The proposed North Anna 3 power reactor would be built to take a g-force acceleration of 0.535. The company could not say Tuesday what the approximate equivalent magnitude would be of the design-basis earthquake used for North Anna 3.
The current North Anna units were designed in the late 1960s and built in the 1970s.
"Since the original units were built, different predictive modeling tools for evaluating seismic activity have become available and Unit 3 was evaluated based on this new technology," Norvelle said.
The designs of the existing units remain sound because additional safety margin was built into them, Norvelle said.
North Anna is in what earthquake scientists describe as the central Virginia seismic zone.
Recent information suggests that the potential seismic hazard at some nuclear-power plants in the central and eastern U.S. may be greater than earlier estimates, the NRC said. However, the agency said in a May report, "all operating nuclear plants remain safe with no need for immediate action."

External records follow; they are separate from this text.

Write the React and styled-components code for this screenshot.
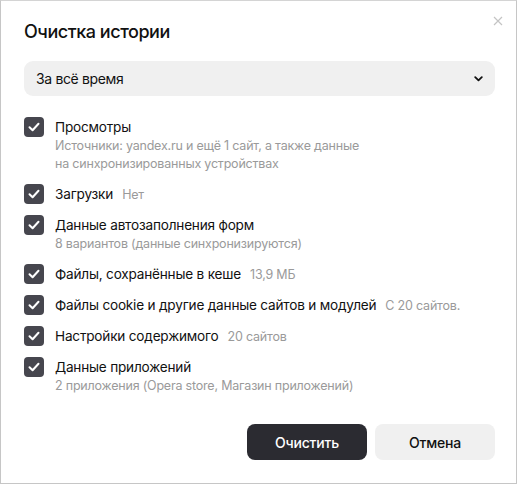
import React, { useState } from 'react'
import styled, { createGlobalStyle } from 'styled-components'

const GlobalStyle = createGlobalStyle`
  html, body {
    margin: 0;
    padding: 0;
    background: #ffffff;
  }
  body {
    font-family: Inter, 'Noto Sans', sans-serif;
    color: #000;
  }
`

const Dialog = styled.div`
  position: relative;
  width: 517px;
  height: 484px;
  box-sizing: border-box;
  border: 1px solid #c6c6c6;
  border-top-color: #d4d4d4;
  background: #fff;
  padding: 19px 21px 0 23px;
  display: flex;
  flex-direction: column;
`

const Title = styled.h1`
  margin: 0;
  font-size: 18px;
  line-height: 24px;
  font-weight: 500;
  color: #111;
  letter-spacing: -0.45px;
`

// крестик в правом верхнем углу
const Close = styled.button`
  position: absolute;
  top: 12px;
  right: 10px;
  width: 16px;
  height: 16px;
  padding: 0;
  border: none;
  background: none;
  cursor: pointer;
  display: flex;
  align-items: center;
  justify-content: center;
`

const Select = styled.div`
  margin-top: 17px;
  height: 35px;
  border-radius: 9px;
  background: #f0f0f0;
  display: flex;
  align-items: center;
  justify-content: space-between;
  padding: 0 12px 0 12px;
  font-size: 14px;
  letter-spacing: -0.35px;
  color: #111;
  cursor: pointer;
`

const List = styled.div`
  margin-top: 21px;
  display: flex;
  flex-direction: column;
  gap: 11px;
`

const Item = styled.label`
  display: flex;
  align-items: flex-start;
  gap: 11px;
  cursor: pointer;
`

const Box = styled.span`
  flex: none;
  width: 20px;
  height: 20px;
  border-radius: 4px;
  background: ${p => (p.$checked ? '#46464e' : '#fff')};
  border: ${p => (p.$checked ? 'none' : '1px solid #aaa')};
  box-sizing: border-box;
  display: flex;
  align-items: center;
  justify-content: center;
`

const Texts = styled.div`
  display: flex;
  flex-direction: column;
`

const Label = styled.div`
  height: 20px;
  font-size: 13.6px;
  line-height: 20px;
  letter-spacing: -0.2px;
  color: #111;
  white-space: nowrap;
`

const Hint = styled.span`
  margin-left: 9px;
  font-size: 12.5px;
  line-height: 1;
  letter-spacing: -0.2px;
  color: #9a9a9a;
`

const Sub = styled.div`
  font-size: 12.5px;
  line-height: 18px;
  letter-spacing: -0.2px;
  color: #9a9a9a;
  max-width: 310px;
`

const Footer = styled.div`
  margin-top: auto;
  margin-bottom: 23px;
  display: flex;
  justify-content: flex-end;
  gap: 8px;
`

const Button = styled.button`
  width: 120px;
  height: 36px;
  border: none;
  border-radius: 8px;
  font-family: inherit;
  font-size: 14px;
  font-weight: 500;
  letter-spacing: -0.2px;
  cursor: pointer;
  background: ${p => (p.$primary ? '#2b2b31' : '#f0f0f0')};
  color: ${p => (p.$primary ? '#fff' : '#111')};
`

const items = [
  {
    id: 'views',
    title: 'Просмотры',
    sub: 'Источники: yandex.ru и ещё 1 сайт, а также данные на синхронизированных устройствах',
  },
  { id: 'downloads', title: 'Загрузки', hint: 'Нет' },
  { id: 'forms', title: 'Данные автозаполнения форм', sub: '8 вариантов (данные синхронизируются)' },
  { id: 'cache', title: 'Файлы, сохранённые в кеше', hint: '13,9 МБ' },
  { id: 'cookies', title: 'Файлы cookie и другие данные сайтов и модулей', hint: 'С 20 сайтов.' },
  { id: 'settings', title: 'Настройки содержимого', hint: '20 сайтов' },
  { id: 'apps', title: 'Данные приложений', sub: '2 приложения (Opera store, Магазин приложений)' },
]

function Check() {
  return (
    <svg width="12" height="10" viewBox="0 0 12 10" fill="none">
      <path d="M1.5 5.2 L4.6 8.2 L10.5 1.8" stroke="#fff" strokeWidth="2" strokeLinecap="round" strokeLinejoin="round" />
    </svg>
  )
}

function App() {
  const [checked, setChecked] = useState(() => Object.fromEntries(items.map(i => [i.id, true])))

  const toggle = id => setChecked(prev => ({ ...prev, [id]: !prev[id] }))

  return (
    <>
      <GlobalStyle />
      <Dialog>
        <Close aria-label="Закрыть">
          <svg width="10" height="10" viewBox="0 0 10 10">
            <path d="M1 1 L9 9 M9 1 L1 9" stroke="#c4c4c4" strokeWidth="1.2" />
          </svg>
        </Close>

        <Title>Очистка истории</Title>

        <Select>
          <span>За всё время</span>
          <svg width="9" height="6" viewBox="0 0 9 6">
            <path d="M1.2 1.2 L4.5 4.4 L7.8 1.2" stroke="#111" strokeWidth="1.8" fill="none" strokeLinecap="round" strokeLinejoin="round" />
          </svg>
        </Select>

        <List>
          {items.map(item => (
            <Item key={item.id} onClick={() => toggle(item.id)}>
              <Box $checked={checked[item.id]}>{checked[item.id] && <Check />}</Box>
              <Texts>
                <Label>
                  {item.title}
                  {item.hint && <Hint>{item.hint}</Hint>}
                </Label>
                {item.sub && <Sub>{item.sub}</Sub>}
              </Texts>
            </Item>
          ))}
        </List>

        <Footer>
          <Button $primary>Очистить</Button>
          <Button>Отмена</Button>
        </Footer>
      </Dialog>
    </>
  )
}

export default App
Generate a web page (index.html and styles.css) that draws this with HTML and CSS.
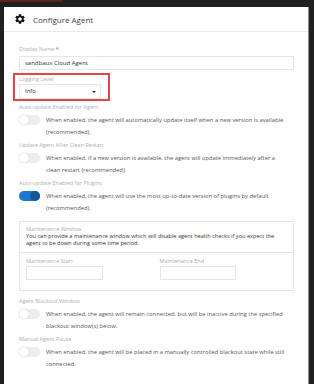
FILE: index.html
```html
<!DOCTYPE html>
<html lang="en">
<head>
    <meta charset="UTF-8">
    <meta name="viewport" content="width=device-width, initial-scale=1.0">
    <title>Configure Agent</title>
    <link rel="stylesheet" href="styles.css">
</head>
<body>
    <div class="backdrop">
        <div class="behind-tab"></div>

        <div class="modal">
            <div class="modal-header">
                <svg class="gear" viewBox="0 0 24 24" aria-hidden="true">
                    <path d="M19.14,12.94c0.04-0.3,0.06-0.61,0.06-0.94c0-0.32-0.02-0.64-0.07-0.94l2.03-1.58c0.18-0.14,0.23-0.41,0.12-0.61l-1.92-3.32c-0.12-0.22-0.37-0.29-0.59-0.22l-2.39,0.96c-0.5-0.38-1.03-0.7-1.62-0.94L14.4,2.81c-0.04-0.24-0.24-0.41-0.48-0.41h-3.84c-0.24,0-0.43,0.17-0.47,0.41L9.25,5.35C8.66,5.59,8.12,5.92,7.63,6.29L5.24,5.33c-0.22-0.08-0.47,0-0.59,0.22L2.74,8.87C2.62,9.08,2.66,9.34,2.86,9.48l2.03,1.58C4.84,11.36,4.8,11.69,4.8,12s0.02,0.64,0.07,0.94l-2.03,1.58c-0.18,0.14-0.23,0.41-0.12,0.61l1.92,3.32c0.12,0.22,0.37,0.29,0.59,0.22l2.39-0.96c0.5,0.38,1.03,0.7,1.62,0.94l0.36,2.54c0.05,0.24,0.24,0.41,0.48,0.41h3.84c0.24,0,0.44-0.17,0.47-0.41l0.36-2.54c0.59-0.24,1.13-0.56,1.62-0.94l2.39,0.96c0.22,0.08,0.47,0,0.59-0.22l1.92-3.32c0.12-0.22,0.07-0.47-0.12-0.61L19.14,12.94z M12,15.6c-1.98,0-3.6-1.62-3.6-3.6s1.62-3.6,3.6-3.6s3.6,1.62,3.6,3.6S13.98,15.6,12,15.6z"/>
                </svg>
                <h2>Configure Agent</h2>
            </div>

            <div class="modal-body">
                <div class="field">
                    <label for="displayName">Display Name <span class="req">*</span></label>
                    <input type="text" id="displayName" class="text-input" value="sandbaux Cloud Agent">
                </div>

                <div class="highlight">
                    <label>Logging Level</label>
                    <div class="select">Info <span class="caret"></span></div>
                </div>

                <div class="toggle-field">
                    <div class="field-label">Auto-update Enabled for Agent</div>
                    <div class="toggle-row">
                        <span class="toggle"></span>
                        <p>When enabled, the agent will automatically update itself when a new version is available (recommended).</p>
                    </div>
                </div>

                <div class="toggle-field">
                    <div class="field-label">Update Agent After Clean Restart</div>
                    <div class="toggle-row">
                        <span class="toggle"></span>
                        <p>When enabled, if a new version is available, the agent will update immediately after a clean restart (recommended).</p>
                    </div>
                </div>

                <div class="toggle-field">
                    <div class="field-label">Auto-update Enabled for Plugins</div>
                    <div class="toggle-row">
                        <span class="toggle on"></span>
                        <p>When enabled, the agent will use the most up-to-date version of plugins by default (recommended).</p>
                    </div>
                </div>

                <div class="maint">
                    <div class="maint-top">
                        <div class="field-label">Maintenance Window</div>
                        <p>You can provide a maintenance window which will disable agent health checks if you expect the agent to be down during some time period.</p>
                    </div>
                    <div class="maint-times">
                        <div>
                            <div class="field-label">Maintenance Start</div>
                            <div class="time-input"></div>
                        </div>
                        <div>
                            <div class="field-label">Maintenance End</div>
                            <div class="time-input"></div>
                        </div>
                    </div>
                </div>

                <div class="toggle-field after-box">
                    <div class="field-label">Agent Blackout Window</div>
                    <div class="toggle-row">
                        <span class="toggle"></span>
                        <p>When enabled, the agent will remain connected, but will be inactive during the specified blackout window(s) below.</p>
                    </div>
                </div>

                <div class="toggle-field">
                    <div class="field-label">Manual Agent Pause</div>
                    <div class="toggle-row">
                        <span class="toggle"></span>
                        <p>When enabled, the agent will be placed in a manually controlled blackout state while still connected.</p>
                    </div>
                </div>
            </div>
        </div>
    </div>
</body>
</html>
```

FILE: styles.css
```css
:root {
    --dark-bg: #202020;
    --label-color: #b0b0b0;
    --text-color: #555;
    --border-color: #e6e6e6;
    --accent: #1b78d0;
    --highlight: #e0454a;
}

* {
    margin: 0;
    padding: 0;
    box-sizing: border-box;
}

html, body {
    height: 100%;
    overflow: hidden;
}

body {
    font-family: 'Open Sans', 'DejaVu Sans', sans-serif;
    background-color: var(--dark-bg);
    color: var(--text-color);
}

.backdrop {
    height: 100%;
    padding: 0 6px 0 4px;
}

.behind-tab {
    width: 62px;
    height: 2px;
    background-color: #5a2418;
    margin-left: -4px;
    margin-bottom: 5px;
}

.modal {
    background-color: white;
    height: calc(100% - 7px);
    overflow: hidden;
    box-shadow: 1px 0 0 #8a8a8a;
}

.modal-header {
    height: 25px;
    display: flex;
    align-items: center;
    gap: 7px;
    padding-left: 10px;
    border-bottom: 1px solid #ececec;
}

.gear {
    width: 12px;
    height: 12px;
    fill: #111;
}

.modal-header h2 {
    font-size: 8px;
    font-weight: normal;
    color: #444;
}

.modal-body {
    padding: 13px 14px 0 15px;
}

label,
.field-label {
    display: block;
    font-size: 5.5px;
    line-height: 9px;
    color: var(--label-color);
}

.req {
    color: var(--highlight);
}

.text-input {
    display: block;
    width: 100%;
    height: 14px;
    margin-top: 2px;
    padding: 0 5px;
    border: 1px solid var(--border-color);
    font-family: inherit;
    font-size: 6px;
    color: #333;
}

.highlight {
    width: 97px;
    margin: 3px 0 2px -6px;
    padding: 0 0 0 4px;
    border: 2px solid var(--highlight);
}

.select {
    position: relative;
    width: 82px;
    height: 15px;
    border: 1px solid var(--border-color);
    padding-left: 5px;
    font-size: 6px;
    line-height: 13px;
    color: #333;
}

.caret {
    position: absolute;
    right: 4px;
    top: 6px;
    border-left: 2px solid transparent;
    border-right: 2px solid transparent;
    border-top: 2px solid #222;
}

.toggle-field {
    margin-bottom: 3px;
}

.toggle-field .field-label {
    margin-bottom: 2px;
}

.toggle-row {
    display: flex;
    gap: 6px;
    padding-right: 6px;
}

.toggle-row p {
    font-size: 5.8px;
    line-height: 12px;
}

.toggle {
    position: relative;
    flex: none;
    width: 21px;
    height: 10px;
    margin-top: 1px;
    border-radius: 5px;
    background-color: #ededed;
}

.toggle::after {
    content: '';
    position: absolute;
    left: 0;
    top: 0;
    width: 10px;
    height: 10px;
    border-radius: 50%;
    background-color: white;
    box-shadow: 0 0 1px rgba(0,0,0,0.35);
}

.toggle.on {
    background-color: var(--accent);
}

.toggle.on::after {
    left: 11px;
    background-color: #13569a;
    box-shadow: none;
}

.maint {
    margin-top: 7px;
    border: 1px solid var(--border-color);
}

.maint-top {
    padding: 3px 6px 5px;
    border-bottom: 1px solid var(--border-color);
}

.maint-top .field-label {
    line-height: 8px;
}

.maint-top p {
    font-size: 5.6px;
    line-height: 7px;
    color: #333;
}

.maint-times {
    display: grid;
    grid-template-columns: 1fr 1fr;
    gap: 6px;
    padding: 4px 6px 10px;
}

.maint-times .field-label {
    line-height: 8px;
    margin-bottom: 1px;
}

.time-input {
    width: 60%;
    height: 14px;
    border: 1px solid var(--border-color);
}

.after-box {
    margin-top: 6px;
}
```
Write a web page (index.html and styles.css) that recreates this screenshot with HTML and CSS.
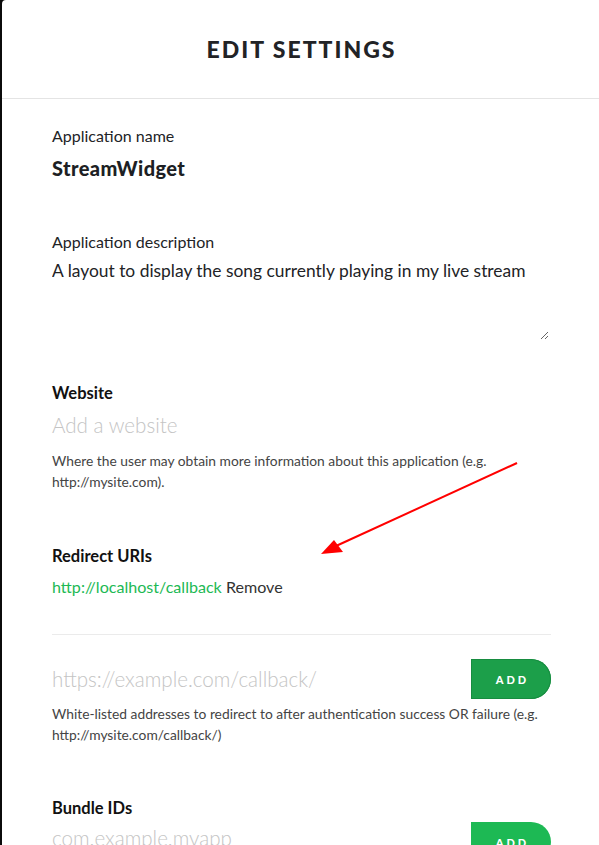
FILE: index.html
```html
<!DOCTYPE html>
<html>
<head>
<meta charset="utf-8">
<link rel="stylesheet" href="styles.css">
</head>
<body>
<div class="modal">
  <header class="header"><h1 class="title">EDIT SETTINGS</h1></header>
  <div class="content">
    <div class="field f-name">
      <div class="label">Application name</div>
      <div class="value">StreamWidget</div>
    </div>
    <div class="field f-desc">
      <div class="label">Application description</div>
      <textarea class="textarea">A layout to display the song currently playing in my live stream</textarea>
    </div>
    <div class="field f-web">
      <div class="label bold">Website</div>
      <div class="placeholder">Add a website</div>
      <p class="help">Where the user may obtain more information about this application (e.g. http://mysite.com).</p>
    </div>
    <div class="field f-redirect">
      <div class="label bold">Redirect URIs</div>
      <div class="uri"><span class="link">http://localhost/callback</span> Remove</div>
      <div class="sep"></div>
      <div class="row">
        <div class="placeholder">https://example.com/callback/</div>
        <button class="btn btn-dark">ADD</button>
      </div>
      <p class="help help-tight">White-listed addresses to redirect to after authentication success OR failure (e.g. http://mysite.com/callback/)</p>
    </div>
    <div class="field f-bundle">
      <div class="label bold">Bundle IDs</div>
      <div class="row row-bundle">
        <div class="placeholder">com.example.myapp</div>
        <button class="btn">ADD</button>
      </div>
    </div>
  </div>
  <svg class="arrow" width="600" height="845" viewBox="0 0 600 845">
    <line x1="517" y1="463" x2="336" y2="546" stroke="#ff0000" stroke-width="2"/>
    <polygon points="321,554 334,540 343,552" fill="#ff0000"/>
  </svg>
</div>
</body>
</html>
```
FILE: styles.css
```css
html, body {
  margin: 0;
  padding: 0;
}
body {
  background: #0b0b0b;
  font-family: "Lato", "Liberation Sans", sans-serif;
  color: #222326;
  overflow: hidden;
}
.modal {
  position: relative;
  margin-left: 2px;
  background: #fff;
  min-height: 845px;
  border-top-left-radius: 4px;
}
.header {
  height: 98px;
  border-bottom: 1px solid #e4e4e4;
  display: flex;
  align-items: center;
  justify-content: center;
}
.title {
  margin: 0;
  font-family: "Lato", sans-serif;
  font-weight: 900;
  font-size: 23px;
  letter-spacing: 2px;
  color: #222326;
  transform: translateX(1px);
}
.content {
  padding: 0 48px 0 50px;
}
.field { display: flex; flex-direction: column; }
.f-name { padding-top: 27px; }
.label {
  font-size: 16px;
  line-height: 20px;
  font-weight: 400;
  color: #222326;
}
.label.bold { font-size: 16.5px; font-weight: 700; color: #111; }
.value {
  margin-top: 10px;
  font-size: 20px;
  line-height: 24px;
  font-weight: 900;
  letter-spacing: 0.4px;
  color: #1d1f24;
}
.f-desc { margin-top: 52px; }
.textarea {
  margin-top: 6px;
  border: none;
  outline: none;
  padding: 0;
  width: 497px;
  height: 82px;
  font-family: "Lato", sans-serif;
  font-size: 17.4px;
  line-height: 26px;
  color: #222326;
  resize: vertical;
  background: transparent;
}
.f-web { margin-top: 43px; }
.placeholder {
  font-size: 20.6px;
  line-height: 28px;
  font-weight: 300;
  color: #c4c4c4;
}
.f-web .placeholder { margin-top: 8px; }
.help {
  margin: 11px 0 0;
  font-size: 13.8px;
  line-height: 21px;
  color: #444;
}
.f-redirect { margin-top: 54px; }
.uri {
  margin-top: 10px;
  font-size: 16.1px;
  line-height: 22px;
  color: #333;
}
.link { color: #1db954; }
.sep {
  margin-top: 36px;
  height: 1px;
  background: #ebebeb;
}
.row {
  margin-top: 24px;
  display: flex;
  align-items: center;
  justify-content: space-between;
  height: 40px;
}
.btn {
  width: 80px;
  height: 40px;
  border: none;
  border-radius: 0 20px 20px 0;
  background: #1db954;
  color: #fff;
  font-family: "Lato", sans-serif;
  font-weight: 900;
  font-size: 11px;
  letter-spacing: 3px;
  padding: 0 0 0 3px;
}
.btn-dark {
  background: #1c9f4a;
  box-shadow: inset 0 0 0 1px #178c40;
}
.help-tight { margin-top: 4px; }
.f-bundle { margin-top: 53px; }
.row-bundle { margin-top: 4px; align-items: flex-start; }
.row-bundle .placeholder { margin-top: 2px; }
.arrow {
  position: absolute;
  left: -2px;
  top: 0;
  pointer-events: none;
}
```
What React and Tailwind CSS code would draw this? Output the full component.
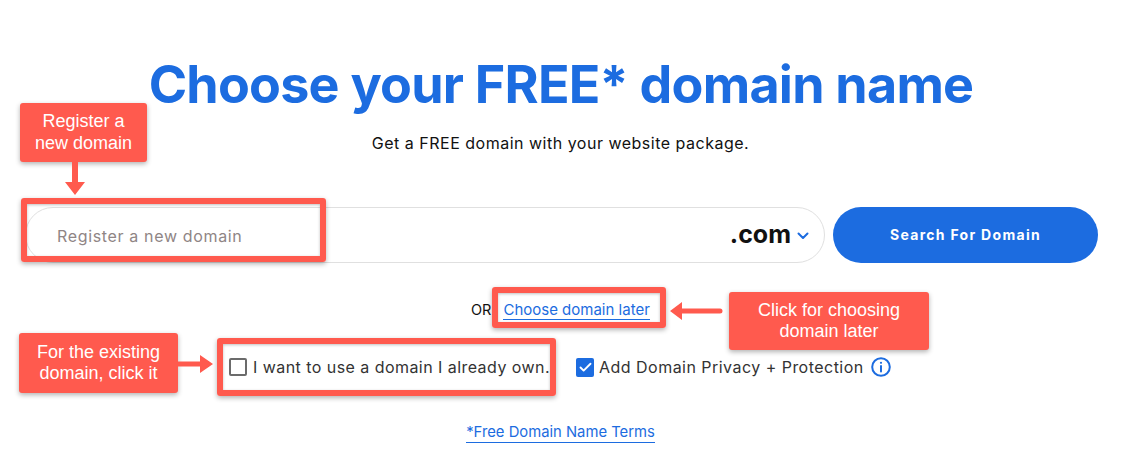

The NRC requires that nuclear-power plants be designed to take into account the most severe natural phenomena historically reported in a nuclear plant's area.
"North Anna had an earthquake at or near what it was designed for," said Dave Lochbaum, director of the Union of Concerned Scientists' nuclear-safety project in Chattanooga, Tenn., "and it shut down like it was designed for."
However, "They were lucky in that the earthquake wasn't worse than that," Lochbaum said. "The NRC should take steps to lessen that risk, rather than waiting for luck to run."
Plants can be retrofitted with systems to increase their ability to withstand the earthquake damage, officials said.